I like the story too because it’s not just the man at the gate who is empowered. It’s also Peter and John. We don’t have everything you need, they say. We don’t have what you’re asking for. What we have, we give you. For them, the focus is not on all the things they cannot do, which are many, as they are for all of us. They are empowered because they act not out of a sense of inadequacy, which we all have, and if we don’t we ought to, but out of an awareness that there is something they do have to offer, and that is God’s power working not only in the man at the gate but in Peter and John, working for their healing.
A quick story and then I need to stop. After worship once upon a time a man came up to me—there had been something in the service to bring this up for him—and he told me about a devastating loss he had experienced quite a long time ago, the death of someone very close to him. He told me that many years later that loss still hurt, and not very much less than it had all those years ago.
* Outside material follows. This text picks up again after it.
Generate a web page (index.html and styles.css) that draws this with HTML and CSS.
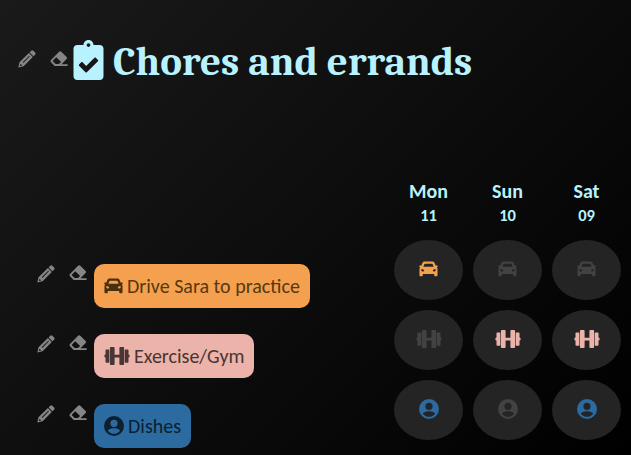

But one way he had dealt with it was to resolve that whenever he knew someone who had experienced a similar loss, he tried to make contact, not because he had magic advice to give, but just so that both he and the other person would be a little less alone. That is what he had to give. It was not much, he said. But he was wrong.
If there is pain inside us, it is not that god willed it or caused it or made to happen what caused it. That would be more the image of God’s power that I have left over from reflecting on the book of Jonah. But God’s power is something different, something different from that display of force or control. It is a power than empowers us. And so it came to be that I went from focusing on God’s power at the beginning of the week to focusing on the question of what it is I, for all my inadequacies, have to give. That is a shift in focus that I believe God would approve of. Amen.